The great manuscript collector Eric Korner acquired his Le Moynes as the work of an anonymous Netherlandish artist of circa 1600. Their authorship was, though, soon recognised by Dr. Rosy Schilling and Mr. Paul Hulton, by comparison with the drawings in the British Museum. Though in some ways similar in conception to the British Museum drawings, and surely also dating from around 1585, the gouaches are, however, far more lavishly executed. Here, as in the others, the support is fine vellum, rather then paper, and the flowers are shown within an elaborate painted border, against a gold background. The artist has also created a highly sophisticated trompe l’oeil effect, playing the delicately painted shadows off against the decorative borders to give the illusion that the viewer is looking at actual plant specimens, enclosed in a small display box.

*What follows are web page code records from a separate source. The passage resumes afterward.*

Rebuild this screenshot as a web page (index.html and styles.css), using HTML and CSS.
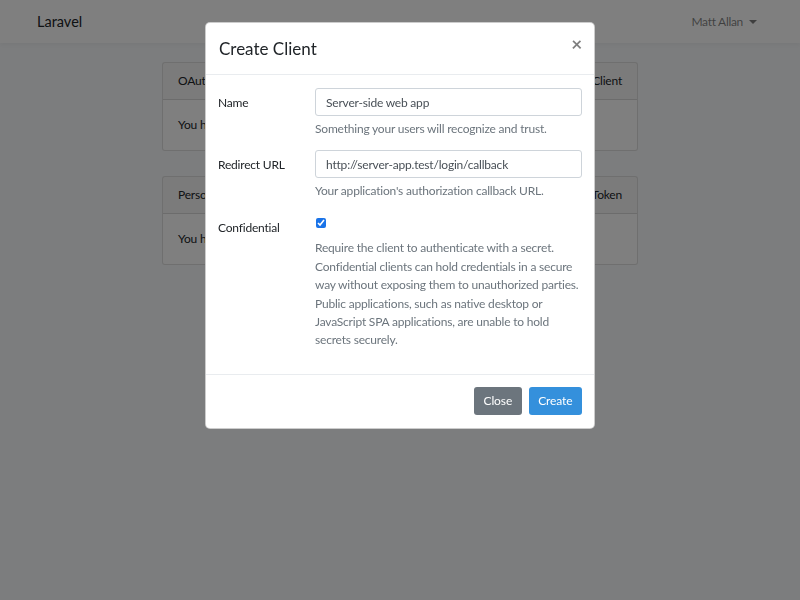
FILE: index.html
```html
<!DOCTYPE html>
<html lang="en">
<head>
<meta charset="utf-8">
<title>Laravel</title>
<link rel="stylesheet" href="styles.css">
</head>
<body>
<nav class="navbar">
  <div class="container nav-inner">
    <span class="brand">Laravel</span>
    <span class="user">Matt Allan <span class="caret"></span></span>
  </div>
</nav>
<main class="main">
  <div class="card">
    <div class="card-header"><span>OAuth Clients</span><span class="link">Create New Client</span></div>
    <div class="card-body">You have not created any OAuth clients.</div>
  </div>
  <div class="card">
    <div class="card-header"><span>Personal Access Tokens</span><span class="link">Create New Token</span></div>
    <div class="card-body">You have not created any personal access tokens.</div>
  </div>
</main>
<div class="backdrop"></div>
<div class="modal">
  <div class="modal-header">
    <h4 class="modal-title">Create Client</h4>
    <span class="close">&times;</span>
  </div>
  <div class="modal-body">
    <div class="form-row">
      <label class="col-label">Name</label>
      <div class="field">
        <input class="form-control" type="text" value="Server-side web app">
        <div class="help">Something your users will recognize and trust.</div>
      </div>
    </div>
    <div class="form-row">
      <label class="col-label">Redirect URL</label>
      <div class="field">
        <input class="form-control" type="text" value="http://server-app.test/login/callback">
        <div class="help">Your application's authorization callback URL.</div>
      </div>
    </div>
    <div class="form-row last">
      <label class="col-label conf">Confidential</label>
      <div class="field">
        <input class="check" type="checkbox" checked>
        <p class="help para">Require the client to authenticate with a secret. Confidential clients can hold credentials in a secure way without exposing them to unauthorized parties. Public applications, such as native desktop or JavaScript SPA applications, are unable to hold secrets securely.</p>
      </div>
    </div>
  </div>
  <div class="modal-footer">
    <button class="btn btn-secondary">Close</button>
    <button class="btn btn-primary">Create</button>
  </div>
</div>
</body>
</html>
```

FILE: styles.css
```css
* { box-sizing: border-box; }
html, body { margin: 0; padding: 0; }
body {
  width: 800px;
  height: 600px;
  overflow: hidden;
  background: #f8fafc;
  font-family: "Lato", "Noto Sans", sans-serif;
  font-size: 12px;
  letter-spacing: -0.2px;
  line-height: 1.6;
  color: #212529;
}
.container { width: 750px; margin: 0 auto; padding: 0 12px; }
.navbar {
  height: 43px;
  background: #fff;
  box-shadow: 0 2px 4px rgba(0,0,0,.04);
}
.nav-inner { display: flex; align-items: center; justify-content: space-between; height: 43px; }
.brand { font-size: 14.5px; color: #212529; letter-spacing: 0; }
.user { color: rgba(0,0,0,.5); padding-right: 6px; display: flex; align-items: center; letter-spacing: -0.3px; }
.caret {
  display: inline-block; width: 0; height: 0; margin-left: 6px;
  border-top: 4px solid rgba(0,0,0,.5);
  border-left: 4px solid transparent; border-right: 4px solid transparent;
}
.main { padding-top: 19px; display: flex; flex-direction: column; align-items: center; gap: 25px; }
.card { width: 476px; background: #fff; border: 1px solid rgba(0,0,0,.125); border-radius: 3px; }
.card-header {
  height: 37px; padding: 0 15px; display: flex; align-items: center; justify-content: space-between;
  background: rgba(0,0,0,.03); border-bottom: 1px solid rgba(0,0,0,.125);
}
.card-body { padding: 15px; height: 50px; }
.backdrop { position: fixed; inset: 0; background: rgba(0,0,0,.5); }
.modal {
  position: absolute; left: 205px; top: 22px; width: 390px;
  background: #fff; border: 1px solid rgba(0,0,0,.2); border-radius: 5px;
}
.modal-header {
  height: 52px; padding: 0 13px; display: flex; align-items: center; justify-content: space-between;
  border-bottom: 1px solid #e9ecef;
}
.modal-title { margin: 0; font-size: 17px; font-weight: 400; line-height: 1.2; padding-top: 1px; letter-spacing: 0; }
.close { font-size: 19px; font-weight: 700; color: #000; opacity: .5; line-height: 1; margin-top: -11px; margin-right: -1px; }
.modal-body { padding: 13px 12px 11px 12px; }
.form-row { display: grid; grid-template-columns: 97px 267px; margin-bottom: 12px; }
.form-row.last { margin-bottom: 0; }
.col-label { padding-top: 5px; line-height: 1.6; }
.col-label.conf { padding-top: 6px; }
.form-control {
  display: block; width: 100%; height: 28px; padding: 0 10px;
  font: inherit; letter-spacing: -0.2px; color: #495057; background: #fff;
  border: 1px solid #ced4da; border-radius: 3px; outline: none;
}
.help { color: #6c757d; margin-top: 3px; }
.check { margin: 6px 0 0 1px; width: 10px; height: 10px; accent-color: #1a73e8; display: block; }
.para { margin: 11px 0 13px 0; line-height: 18.4px; }
.modal-footer {
  border-top: 1px solid #e9ecef; padding: 12px 12px 13px; display: flex; justify-content: flex-end; gap: 7px;
}
.btn {
  height: 28px; padding: 0 8.5px; font: inherit; letter-spacing: -0.1px; color: #fff; border: 1px solid transparent; border-radius: 3px;
}
.btn-secondary { background: #6c757d; }
.btn-primary { background: #3490dc; }
```
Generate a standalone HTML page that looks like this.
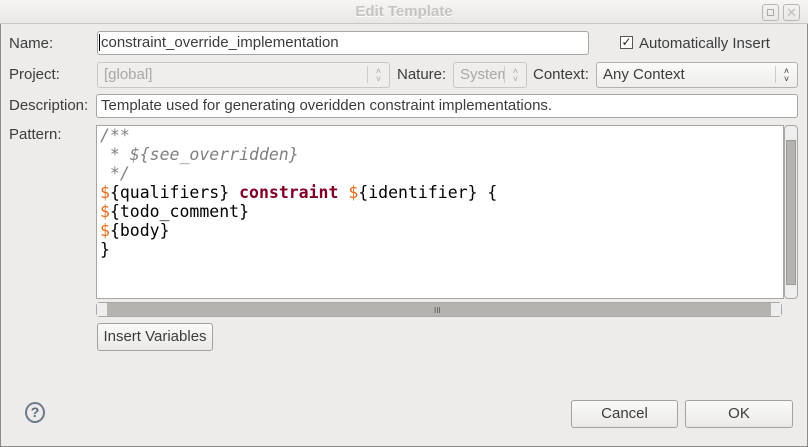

Among Le Moyne’s works this gouache, like its former companions, occupies a unique position, combining aspects of the technique of the Young Daughter of the Picts with the subject-matter of the artist’s three known florilegia, and also the astonishing observation of nature in all its textures and colours, as seen in the informal study sheets.
Even taken entirely on its own, without the added significance deriving from these comparisons and from our knowledge of the artist’s extraordinary life and pioneering American travels, this gouache fully justifies Le Moyne’s reputation not only as one of the most exceptional artists to have worked in Elizabethan England, but also as one of the greatest botanical artists of all.